At an Aug. 14 meeting, they reviewed results of a visualization study conducted by the U.S. Department of the Interior’s Bureau of Ocean Energy Management to “accurately show” how wind turbines could be viewed from the shore during various weather conditions and times of day.
Posted around the event hall at Brunswick Community College’s South Brunswick Islands Center were panoramic showing daytime and nighttime simulations of how the turbines would appear 10 miles off the coast.
“What I see at 10 miles is not a problem for me,” Sunset Beach resident Jan Harris said as she viewed the pictures. “You can see (the turbines), but it’s not offensive.”
Her friend, Sue Weddle, said she wanted to see, by way of the simulations, whether the turbines would appear too close or would be OK.
“Admittedly, my eyesight is not perfect,” she said.
Two local mayors — Walter Goodenough of Carolina Shores and Richard Cerrato of Sunset Beach — asked questions.
Goodenough wondered if a barge would be used at the turbines’ site.
Brian Krevor, BOEM environmental protection specialist, said, “That’s something we’ve heard of.”
Cerrato asked how power would be distributed.
Krevor said buildings would be on land to act as transmission centers for power to be distributed to grids.
“Those kind of details will be way down the line,” he added.
Cerrato wondered about benefits to stakeholders — “the citizens of Sunset Beach who have to look at (the turbines) across the water.”
“I can’t really say one way or the other,” Krevor said, adding they’ve been talking about community benefits and it’s something for Brunswick County to look into.
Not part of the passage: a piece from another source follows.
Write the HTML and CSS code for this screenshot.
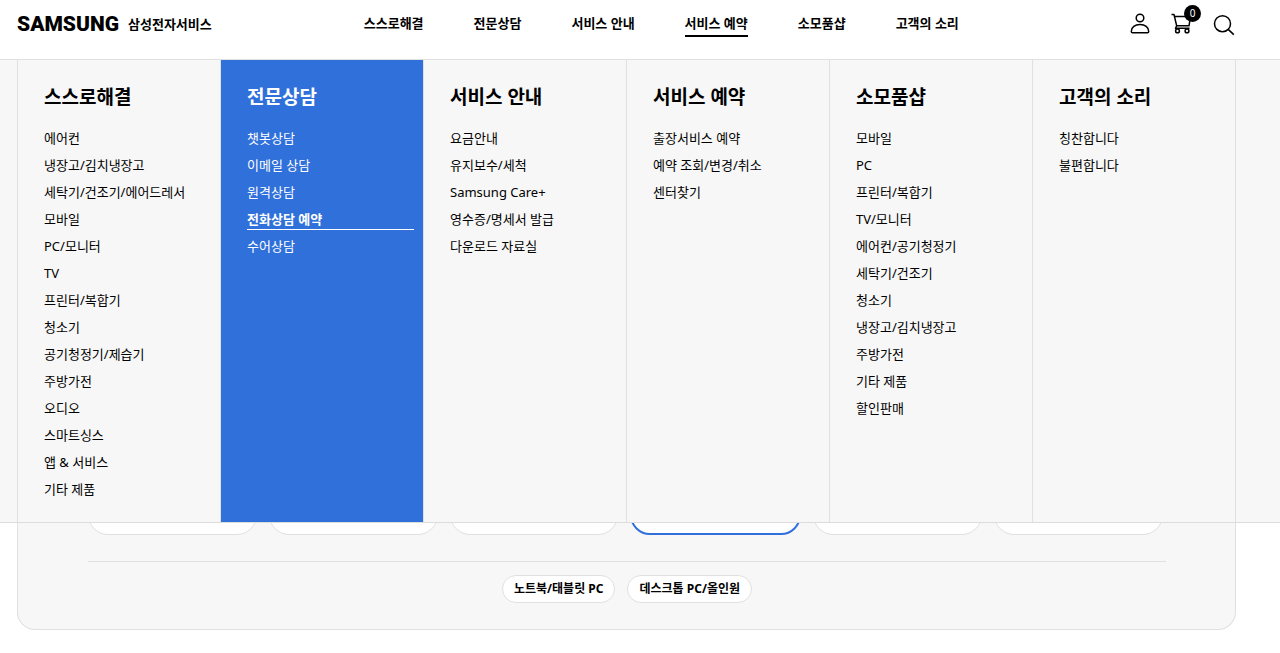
FILE: index.html
```html
<!DOCTYPE html>
<html lang="ko">
<head>
  <meta charset="UTF-8">
  <meta name="viewport" content="width=device-width, initial-scale=1">
  <title>삼성전자서비스</title>
  <link rel="stylesheet" href="styles.css">
</head>
<body>
  <header class="header">
    <a href="#" class="brand">
      <span class="brand-logo">SAMSUNG</span>
      <span class="brand-name">삼성전자서비스</span>
    </a>
    <nav class="gnb">
      <a href="#">스스로해결</a>
      <a href="#">전문상담</a>
      <a href="#">서비스 안내</a>
      <a href="#" class="current">서비스 예약</a>
      <a href="#">소모품샵</a>
      <a href="#">고객의 소리</a>
    </nav>
    <div class="utils">
      <button type="button" class="util" aria-label="로그인">
        <svg width="22" height="22" viewBox="0 0 22 22">
          <circle cx="11" cy="6" r="3.8"/>
          <path d="M3.600 20.700h14.800q1.300 0 1.300-1.300C19.700 15 16 12.600 11 12.600S2.300 15 2.300 19.400q0 1.300 1.300 1.300z"/>
        </svg>
      </button>
      <button type="button" class="util" aria-label="장바구니">
        <svg width="22" height="22" viewBox="0 0 22 22">
          <path d="M0.500 2.500h2.500l2.700 11.300H18L19.500 4.500H3.500M5.700 13.800 4.500 16.300H18.500"/>
          <circle cx="6.500" cy="18.900" r="1.900"/>
          <circle cx="16" cy="18.900" r="1.900"/>
        </svg>
        <span class="badge">0</span>
      </button>
      <button type="button" class="util" aria-label="검색">
        <svg width="22" height="22" viewBox="0 0 22 22">
          <circle cx="9.500" cy="11.700" r="8"/>
          <path d="M15.200 17.400l5.600 5.200"/>
        </svg>
      </button>
    </div>
    <div class="mega">
      <section class="col">
        <h2>스스로해결</h2>
        <ul>
          <li><a href="#">에어컨</a></li>
          <li><a href="#">냉장고/김치냉장고</a></li>
          <li><a href="#">세탁기/건조기/에어드레서</a></li>
          <li><a href="#">모바일</a></li>
          <li><a href="#">PC/모니터</a></li>
          <li><a href="#">TV</a></li>
          <li><a href="#">프린터/복합기</a></li>
          <li><a href="#">청소기</a></li>
          <li><a href="#">공기청정기/제습기</a></li>
          <li><a href="#">주방가전</a></li>
          <li><a href="#">오디오</a></li>
          <li><a href="#">스마트싱스</a></li>
          <li><a href="#">앱 &amp; 서비스</a></li>
          <li><a href="#">기타 제품</a></li>
        </ul>
      </section>
      <section class="col active">
        <h2>전문상담</h2>
        <ul>
          <li><a href="#">챗봇상담</a></li>
          <li><a href="#">이메일 상담</a></li>
          <li><a href="#">원격상담</a></li>
          <li><a href="#" class="on">전화상담 예약</a></li>
          <li><a href="#">수어상담</a></li>
        </ul>
      </section>
      <section class="col">
        <h2>서비스 안내</h2>
        <ul>
          <li><a href="#">요금안내</a></li>
          <li><a href="#">유지보수/세척</a></li>
          <li><a href="#">Samsung Care+</a></li>
          <li><a href="#">영수증/명세서 발급</a></li>
          <li><a href="#">다운로드 자료실</a></li>
        </ul>
      </section>
      <section class="col">
        <h2>서비스 예약</h2>
        <ul>
          <li><a href="#">출장서비스 예약</a></li>
          <li><a href="#">예약 조회/변경/취소</a></li>
          <li><a href="#">센터찾기</a></li>
        </ul>
      </section>
      <section class="col">
        <h2>소모품샵</h2>
        <ul>
          <li><a href="#">모바일</a></li>
          <li><a href="#">PC</a></li>
          <li><a href="#">프린터/복합기</a></li>
          <li><a href="#">TV/모니터</a></li>
          <li><a href="#">에어컨/공기청정기</a></li>
          <li><a href="#">세탁기/건조기</a></li>
          <li><a href="#">청소기</a></li>
          <li><a href="#">냉장고/김치냉장고</a></li>
          <li><a href="#">주방가전</a></li>
          <li><a href="#">기타 제품</a></li>
          <li><a href="#">할인판매</a></li>
        </ul>
      </section>
      <section class="col">
        <h2>고객의 소리</h2>
        <ul>
          <li><a href="#">칭찬합니다</a></li>
          <li><a href="#">불편합니다</a></li>
        </ul>
      </section>
    </div>
  </header>

  <main class="content">
    <div class="panel">
      <div class="cards">
        <div class="card"></div>
        <div class="card"></div>
        <div class="card"></div>
        <div class="card selected"></div>
        <div class="card"></div>
        <div class="card"></div>
      </div>
      <div class="chips">
        <button type="button" class="chip">노트북/태블릿 PC</button>
        <button type="button" class="chip">데스크톱 PC/올인원</button>
      </div>
    </div>
  </main>
</body>
</html>
```
FILE: styles.css
```css
* { box-sizing: border-box; }
body { margin: 0; background: #fff; color: #000; font-family: "Noto Sans", "Noto Sans CJK KR", sans-serif; font-size: 13px; }
a { color: inherit; text-decoration: none; }
ul { list-style: none; margin: 0; padding: 0; }
button { font-family: inherit; color: inherit; cursor: pointer; }

/* header */
.header { position: relative; z-index: 10; display: flex; align-items: flex-start; height: 59px; padding: 12px 45px 0 17px; background: #fff; }
.brand { display: flex; align-items: center; gap: 9px; height: 24px; margin-right: 152px; white-space: nowrap; }
.brand-logo { font-family: Roboto, sans-serif; font-size: 21px; font-weight: 900; line-height: 24px; }
.brand-name { font-size: 13px; font-weight: 700; line-height: 24px; }
.gnb { display: flex; gap: 50px; font-weight: 700; white-space: nowrap; }
.gnb a { height: 25px; line-height: 22px; }
.gnb .current { border-bottom: 2px solid #000; }
.utils { display: flex; gap: 20px; margin-left: auto; }
.util { position: relative; width: 22px; height: 22px; padding: 0; border: 0; background: none; }
.util svg { display: block; overflow: visible; fill: none; stroke: #000; stroke-width: 1.5; stroke-linejoin: round; }
.badge { position: absolute; top: -7px; right: -8px; width: 17px; height: 17px; border-radius: 50%; background: #000; color: #fff; font-size: 10px; line-height: 17px; text-align: center; }

/* mega menu */
.mega { position: absolute; top: 100%; left: 0; right: 0; display: flex; padding: 0 44px 0 17px; background: #f7f7f7; border-top: 1px solid #e0e0e0; border-bottom: 1px solid #dcdcdc; }
.col { flex: 1; padding: 23px 9px 19px 26px; border-left: 1px solid #e0e0e0; white-space: nowrap; }
.col:last-child { border-right: 1px solid #e0e0e0; }
.col h2 { margin: 0 0 14px; font-size: 19px; font-weight: 700; line-height: 28px; }
.col li { height: 27px; line-height: 27px; }
.col a { display: block; }
.col.active { background: #2f70da; color: #fff; }
.col .on { height: 24px; font-weight: 700; border-bottom: 1px solid #fff; }

/* product panel behind the menu */
.content { padding: 0 44px 0 17px; }
.panel { padding: 340px 69px 26px 70px; background: #f7f7f7; border: 1px solid #e0e0e0; border-top: 0; border-radius: 0 0 18px 18px; }
.cards { display: flex; gap: 12px; padding: 0 3px 26px 0; border-bottom: 1px solid #e0e0e0; }
.card { flex: 1; height: 136px; background: #fff; border: 1px solid #e0e0e0; border-radius: 20px; }
.card.selected { border: 2px solid #2f70da; }
.chips { display: flex; justify-content: center; gap: 12px; padding-top: 13px; }
.chip { height: 28px; padding: 0 11px; border: 1px solid #e0e0e0; border-radius: 14px; background: #fff; font-size: 12px; font-weight: 700; line-height: 26px; }
```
“That kind of stuff is down the line and out of our jurisdiction,” he said.
In response to a woman’s question, Krevor said the turbines could produce “a large amount of power — up to 800 to 900 megawatts of electricity. We don’t know how much power needs are in this area.”
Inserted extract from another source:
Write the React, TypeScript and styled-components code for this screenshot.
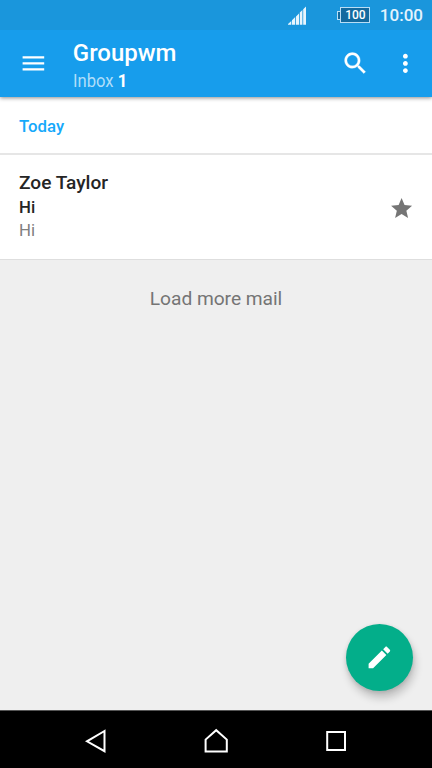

One man suggested the turbines could be blue so they might be less visible.
Krevor said the turbines would be “Coast Guard-compliant,” with red lights at night.
“Perfect visibility doesn’t occur very often in the coastal environment,” he said.
Another man asked whether water depth would determine if the project is economically feasible.
“It is a constraint when we look at areas,” Krevor said.
He said simulations are of the entire North Carolina coastline, with the state mandating potential “leased zones” sites in the ocean and 200 turbines implemented in every simulation.
In response to Goodenough’s question about how many years it would take before this becomes reality, Krevor said North Carolina is a little behind on the process.
“We want to make sure these can go out safely and not (impede) vessels,” he said, reiterating they are working with the U.S. Coast Guard, in response to another woman’s question about how much money would be provided from the government.
Krevor said there have been state initiatives to subsidize this type of project. He also cited developer money that would be raised through investors.
“We look at the potential environmental/ socioeconomic impact” first, Krevor said.